23 Freelance Workforce Terms: A Simple Glossary
The simplest glossary to learning workforce terminology for labor managers via @WorkMarket https://bit.ly/2R0MRWp
The meteoric rise of the freelance economy has shined a spotlight on the fastest-growing segment of the labor market: temporary, independent and contingent workers.
The term “contingent workforce” encompasses all workers who fall outside the traditional ‘W-2 employee’ scope (full & part-time employees) or whose employment is contingent on external conditions. In short, these are not your classic employees. They’re not full time, not working 40 hour weeks and not eligible for benefits.
The below glossary is intended to help managers new to the world of contingent work navigate different worker classifications, better understand industry terminology and standardize verbiage across the industry. And the less time you have looking up terms, the more time you'll have being efficient with your day-to-day workflows.
1099 Worker - See “independent contractor.”
Assignment - A task or duty being performed by a contingent worker.
Consultant - This type of worker is usually considered contingent. They are typically knowledge-based and part of a consulting firm or similar organization.
Contingent Worker - Used to describe work arrangements that differ from regular/permanent, direct wage and salaried employment. Contingent workers are primarily distinguished by having a clearly defined or limited tenure. Contingent workers include temporary employees provided by an outside staffing firm and independent contractors/consultants. Contingent work also includes statement of work (SOW) consultants who work for the company on a short term basis.
Contingent Workforce Program - Used to describe the way a company organizes its need for and use of contingent workers. This may be limited to staffing, but usually includes other efforts to optimize cost, quality, efficiency and mitigate risk.
Contractor - See “independent contractor.”

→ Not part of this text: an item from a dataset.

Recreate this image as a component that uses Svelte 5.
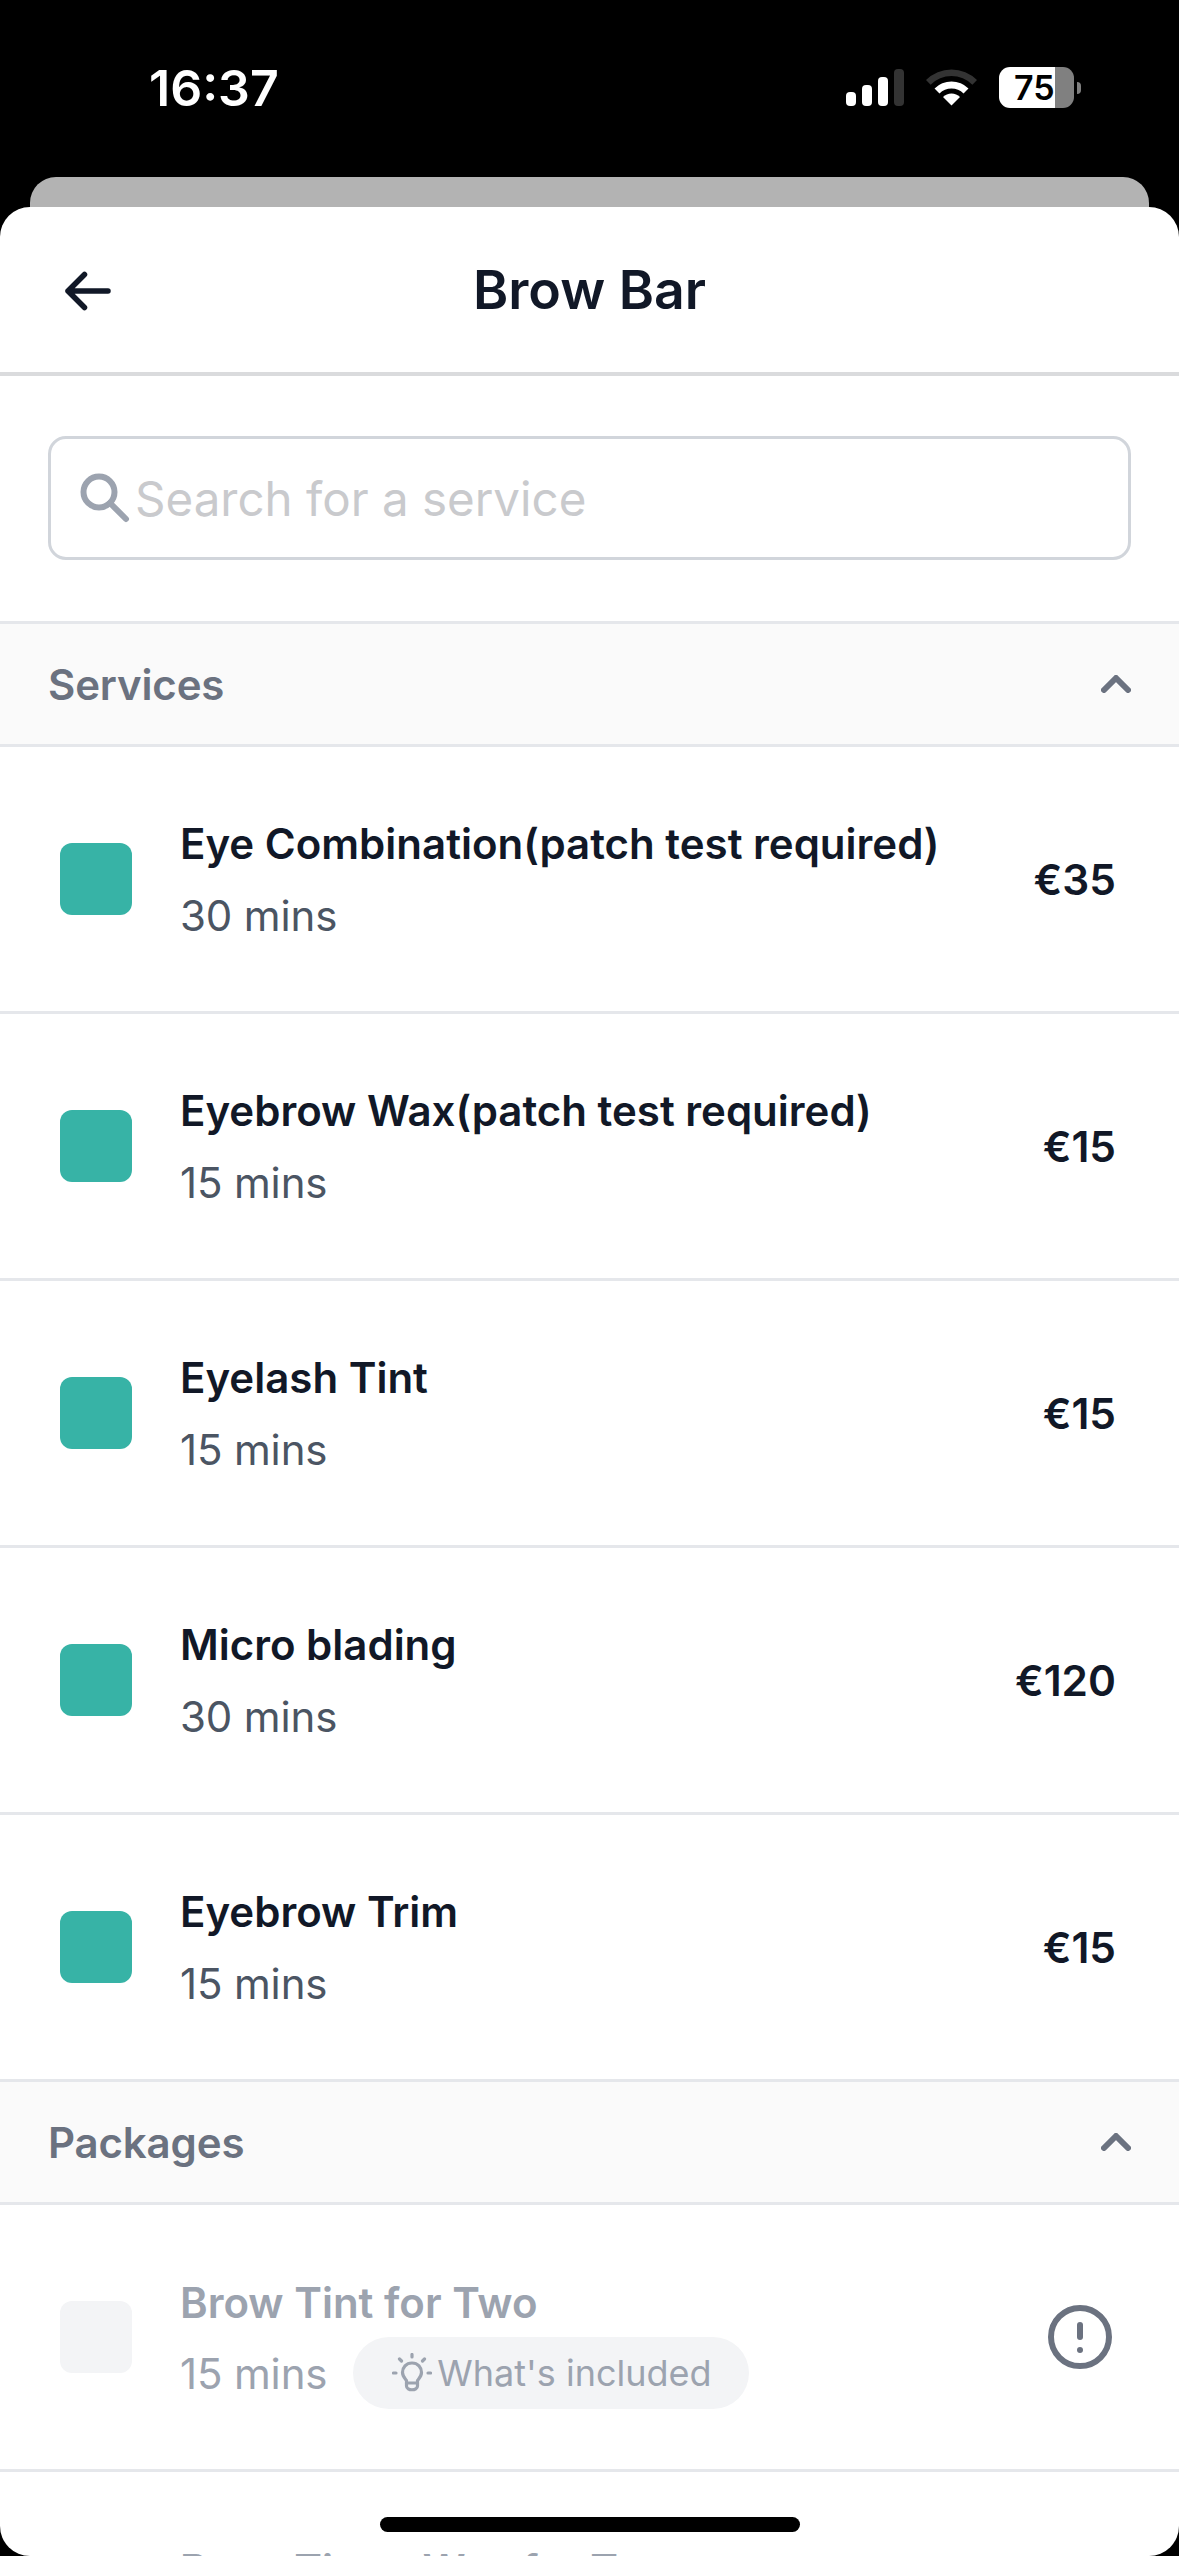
<script>
  const services = [
    { name: 'Eye Combination(patch test required)', time: '30 mins', price: '€35' },
    { name: 'Eyebrow Wax(patch test required)', time: '15 mins', price: '€15' },
    { name: 'Eyelash Tint', time: '15 mins', price: '€15' },
    { name: 'Micro blading', time: '30 mins', price: '€120' },
    { name: 'Eyebrow Trim', time: '15 mins', price: '€15' }
  ];
  const packages = ['Brow Tint for Two', 'Brow Tint + Wax for Two'];
</script>

<div class="phone">
  <div class="status">
    <span class="clock">16:37</span>
    <div class="status-icons">
      <svg width="58" height="37" viewBox="0 0 58 37">
        <rect x="0" y="23" width="10" height="14" rx="4" fill="#fff" />
        <rect x="16" y="16" width="10" height="21" rx="4" fill="#fff" />
        <rect x="32" y="8" width="10" height="29" rx="4" fill="#fff" />
        <rect x="48" y="0" width="10" height="37" rx="4" fill="#333" />
      </svg>
      <svg width="51" height="37" viewBox="0 0 51 37">
        <path d="M0 11 A36 36 0 0 1 51 11 L46.36 15.64 A29.5 29.5 0 0 0 4.64 15.64 Z" fill="#333" />
        <path d="M8.53 19.53 A24 24 0 0 1 42.47 19.53 L37.52 24.48 A17 17 0 0 0 13.48 24.48 Z" fill="#fff" />
        <path d="M17 28 A12 12 0 0 1 34 28 L25.5 36.5 Z" fill="#fff" />
      </svg>
      <div class="battery">
        <div class="battery-body"><span>75</span></div>
        <div class="battery-tip"></div>
      </div>
    </div>
  </div>

  <div class="peek"></div>

  <div class="sheet">
    <header>
      <button class="back" aria-label="Back">
        <svg width="48" height="40" viewBox="0 0 48 40" fill="none" stroke="#111827" stroke-width="5.5" stroke-linecap="round" stroke-linejoin="round">
          <path d="M44 20 H4 M20.5 3.5 L4 20 L20.5 36.5" />
        </svg>
      </button>
      <h1>Brow Bar</h1>
    </header>

    <div class="search-wrap">
      <div class="search">
        <svg width="50" height="50" viewBox="0 0 50 50" fill="none" stroke="#9ca3af" stroke-width="6" stroke-linecap="round">
          <circle cx="19" cy="19" r="15.5" />
          <path d="M30 30 L46 46" />
        </svg>
        <span>Search for a service</span>
      </div>
    </div>

    <div class="section">
      <span>Services</span>
      <svg width="30" height="18" viewBox="0 0 30 18" fill="none" stroke="#6b7280" stroke-width="6" stroke-linecap="round" stroke-linejoin="round"><path d="M3 15 L15 3 L27 15" /></svg>
    </div>

    {#each services as s}
      <div class="row">
        <div class="swatch"></div>
        <div class="info">
          <div class="name">{s.name}</div>
          <div class="meta"><span class="time">{s.time}</span></div>
        </div>
        <div class="price">{s.price}</div>
      </div>
    {/each}

    <div class="section">
      <span>Packages</span>
      <svg width="30" height="18" viewBox="0 0 30 18" fill="none" stroke="#6b7280" stroke-width="6" stroke-linecap="round" stroke-linejoin="round"><path d="M3 15 L15 3 L27 15" /></svg>
    </div>

    {#each packages as p}
      <div class="row off">
        <div class="swatch"></div>
        <div class="info">
          <div class="name">{p}</div>
          <div class="meta">
            <span class="time">15 mins</span>
            <span class="pill">
              <svg width="40" height="40" viewBox="0 0 40 40" fill="none" stroke="#9ca3af" stroke-width="3.2" stroke-linecap="round" stroke-linejoin="round">
                <path d="M20 10 C14 10 10.5 14.5 10.5 19.5 C10.5 23 12.5 25 14.5 27.5 V33 C14.5 38 25.5 38 25.5 33 V27.5 C27.5 25 29.5 23 29.5 19.5 C29.5 14.5 26 10 20 10 Z" />
                <path d="M14.5 30 H25.5" />
                <path d="M20 1.5 V4 M7.5 6 L9.5 8 M32.5 6 L30.5 8 M1.5 20 H4 M36 20 H38.5" />
              </svg>
              What's included
            </span>
          </div>
        </div>
        <svg class="alert" width="64" height="64" viewBox="0 0 64 64" fill="none" stroke="#6b7280" stroke-linecap="round">
          <circle cx="32" cy="32" r="29" stroke-width="6" />
          <path d="M32 20 V32" stroke-width="6" />
          <circle cx="32" cy="45" r="3" fill="#6b7280" stroke="none" />
        </svg>
      </div>
    {/each}

    <div class="home"></div>
  </div>
</div>

<style>
  :global(body) {
    margin: 0;
    background: #000;
  }
  .phone {
    width: 1179px;
    height: 2556px;
    background: #000;
    display: flex;
    flex-direction: column;
    overflow: hidden;
    font-family: Inter, "Liberation Sans", sans-serif;
  }
  .status {
    height: 177px;
    flex: none;
    display: flex;
    justify-content: space-between;
    box-sizing: border-box;
    padding: 60px 98px 0 149px;
    color: #fff;
  }
  .clock {
    font-size: 50px;
    font-weight: 600;
    line-height: 56px;
  }
  .status-icons {
    display: flex;
    align-items: center;
    align-self: flex-start;
    gap: 22px;
    padding-top: 7px;
  }
  .battery {
    display: flex;
    align-items: center;
    gap: 3px;
  }
  .battery-body {
    width: 75px;
    height: 41px;
    border-radius: 11px;
    background: linear-gradient(90deg, #fff 0 75%, #808080 75% 100%);
    color: #000;
    font-size: 34px;
    font-weight: 600;
    line-height: 41px;
    box-sizing: border-box;
    padding-left: 15px;
  }
  .battery-tip {
    width: 4px;
    height: 12px;
    background: #808080;
    border-radius: 0 4px 4px 0;
  }
  .peek {
    height: 30px;
    flex: none;
    margin: 0 30px;
    background: #b3b3b3;
    border-radius: 26px 26px 0 0;
  }
  .sheet {
    position: relative;
    flex: 1;
    min-height: 0;
    background: #fff;
    border-radius: 30px;
    overflow: hidden;
  }
  header {
    height: 165px;
    display: flex;
    align-items: center;
    justify-content: center;
    position: relative;
    border-bottom: 4px solid #dadbdd;
  }
  .back {
    position: absolute;
    left: 64px;
    top: 64px;
    padding: 0;
    border: 0;
    background: none;
    display: flex;
  }
  h1 {
    margin: 0;
    font-size: 53.6px;
    font-weight: 600;
    color: #111827;
  }
  .search-wrap {
    padding: 60px 48px 61px;
    border-bottom: 3px solid #e5e7eb;
  }
  .search {
    height: 124px;
    box-sizing: border-box;
    border: 3px solid #d1d5db;
    border-radius: 18px;
    display: flex;
    align-items: center;
    gap: 5px;
    padding-left: 29px;
    font-size: 47.5px;
    color: #c9cacd;
  }
  .section {
    height: 123px;
    box-sizing: border-box;
    background: #fafafa;
    border-bottom: 3px solid #e5e7eb;
    display: flex;
    align-items: center;
    justify-content: space-between;
    padding: 0 48px;
    font-size: 42px;
    letter-spacing: -0.15px;
    font-weight: 600;
    color: #6b7280;
  }
  .row {
    height: 267px;
    box-sizing: border-box;
    border-bottom: 3px solid #e5e7eb;
    display: flex;
    align-items: center;
    padding: 0 63px 0 60px;
  }
  .swatch {
    width: 72px;
    height: 72px;
    flex: none;
    border-radius: 12px;
    background: #37b3a6;
    margin-right: 48px;
  }
  .info {
    flex: 1;
    min-width: 0;
  }
  .name {
    font-size: 42px;
    font-weight: 600;
    color: #111827;
    line-height: 57px;
  }
  .meta {
    display: flex;
    align-items: center;
    gap: 26px;
    margin-top: 15px;
    min-height: 56px;
  }
  .time {
    font-size: 42px;
    letter-spacing: -0.15px;
    color: #4b5563;
  }
  .price {
    font-size: 42.4px;
    font-weight: 600;
    color: #111827;
  }
  .off .swatch {
    background: #f3f4f6;
  }
  .off .name, .off .time {
    color: #9ca3af;
  }
  .off .info {
    padding-top: 9px;
  }
  .off .meta {
    margin-top: 6px;
  }
  .pill {
    display: flex;
    align-items: center;
    gap: 5px;
    height: 72px;
    padding: 0 37px 0 39px;
    border-radius: 36px;
    background: #f3f4f6;
    font-size: 36px;
    color: #9ca3af;
  }
  .alert {
    flex: none;
    margin-right: 4px;
  }
  .home {
    position: absolute;
    left: 380px;
    bottom: 24px;
    width: 420px;
    height: 15px;
    border-radius: 7.5px;
    background: #000;
  }
</style>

Employee - An individual who works directly for an organization in a job with no specific end date. Employees are mostly full-time engagements, but can be part-time as well. The term employee is generally accepted as one who receives a W-2.
Freelancer - This type of worker is self-employed and not committed to a particular employer long-term. These types of workers usually perform specific, project-based assignments for a variety of different organizations.
Freelance Management System (FMS) - An FMS is a cloud-based workforce solution that helps businesses manage their freelancers and 1099 workers all from one centralized technology platform.
Human Capital Management (HCM) - A category of the Human Resources industry; sometimes referred to the software used by businesses to manage and procure W-2 employees.
Independent Contractor (a.k.a. Independent Worker) - A self-employed individual performing services for a company under contract rather than as an employee. Also referred to as freelancers, consultants, and, in the United States, “1099s,” which is the designation of the IRS form that companies use to report the money paid to independent contractors.
Managed Service Provider (MSP) - A company that is responsible for managing a client's temporary and contingent workforce program. MSPs manage the recruiting process by providing candidates from their own talent pools but also by providing candidates from other agencies.
Non-Employee - An individual who provides services/skills to an organization but is not providing those services/skills on a permanent basis. Example of non-employees can be temporary workers, independent contractors, consultants, outsourcing provider staff, SOW workers, etc.
Outsourced Workers - These employees are paid and managed by a third-party that bills the organization, which in a sense hires the third-party directly and the employees indirectly.
On-Demand Worker - See freelancer or independent contractor.
Part-Time Employee - These workers may or may not receive benefits, but fall outside the traditional ‘employee’ category due to the number of hours they work per week. This type of worker is not considered contingent because they’re still inside a company’s ‘four walls.’
Recruiting Processing Outsourcer (RPO) - External service provider that assumes all or part of its recruitment processes for a company. Includes resume screening, job board searching, job posting.
Risk Management - The broad category of activities used to minimize, monitor and control the likelihood and impact of event losses. Risks in the context of contingent labor may include legal risks pertaining to co-employment, worker classification and resource risk.
Rogue Spend - This term represents expenditures with staffing suppliers outside of pre-negotiated contracts or the guidelines of the organization’s contingent workforce program.
SOW - Any consultant performing work on a project under a Statement of Work (SOW) arrangement. In contrast to agency consultants, SOW consultants are typically, but not always given a regular, consistent salary by their employer and continue to receive this salary when off project assignments (i.e. “benched resource”).
Temporary Employees (a.k.a. “Temp”) - This type of worker is typically hired through an outside agency or staffing firm. They are expected to leave their employer within a certain period of time. These employees are sometimes called “contractual,” “seasonal,” “interim” or “temps.”
Vendor Management System (VMS) - A VMS is a software platform that businesses use to manage and procure staffing services – temporary, and, in some cases, permanent placement services – as well as outside contract or contingent labor.
W-2 Employee - Workers who are paid hourly on a regular basis and work with a staffing firm that handles their payroll.